In April, before knowing the cost of the contract, city staff forecasted a $60 million budget deficit by 2029. Now, they say that even if the contract is approved, the deficit will not exceed $6 million. A few factors underlie staff’s new budget forecast: much more favorable tax revenue growth, improbably low spending on overtime in early years of the contract, and a regular transfer of funds from Austin Energy that the utility leaders have said is hazardous to the utility’s financial health.

Still, if Council wants to maintain the Austin Police Department’s budget at around 36% of the city’s total General Fund, which has been a goal for some CMs, future councils will have to raise taxes or cut spending.

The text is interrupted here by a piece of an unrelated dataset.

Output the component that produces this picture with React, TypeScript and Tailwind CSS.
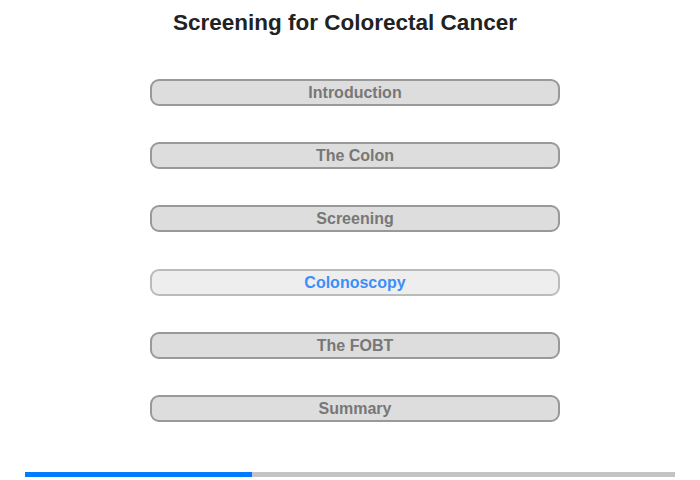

At Council’s work session, Oct. 22, City Budget Officer Kerri Lang shared an analysis showing if Council raises taxes by about 3% over the voter-approval rate throughout the life of the contract, the city would still end up with a budget deficit of about $1 million.

CM Alison Alter pointed out that this analysis doesn’t factor in other priorities future councils may want to fund – like more firefighters, improved maintenance for city parks, and more support for people experiencing homelessness. The new contract and other funding needs can be met, Alter said, but only “if we tax somebody more money… [and] I’m really hearing from folks that they can’t handle too many more taxes.”

Meanwhile, Julio Gonzalez Altamirano, a local policy analyst, writes in his own analysis that city staff’s “aggressive assumptions” make their overall analysis “unreasonable and faulty.” Gonzalez Altamirano points to five concerns, including an “over-optimistic” guess at how much sales tax revenue the city should expect to generate.

He also points to precarious policy around revenue transfers from Austin Energy. The utility has been something of a cash cow for the city’s General Fund in prior years as its surplus revenue has been used to pay for other city programs, but economic conditions in the energy sector and at AE are changing that. In August, AE leadership opposed Council transferring an additional $4 million from the utility to the GF, citing a host of current and near-term budgetary concerns.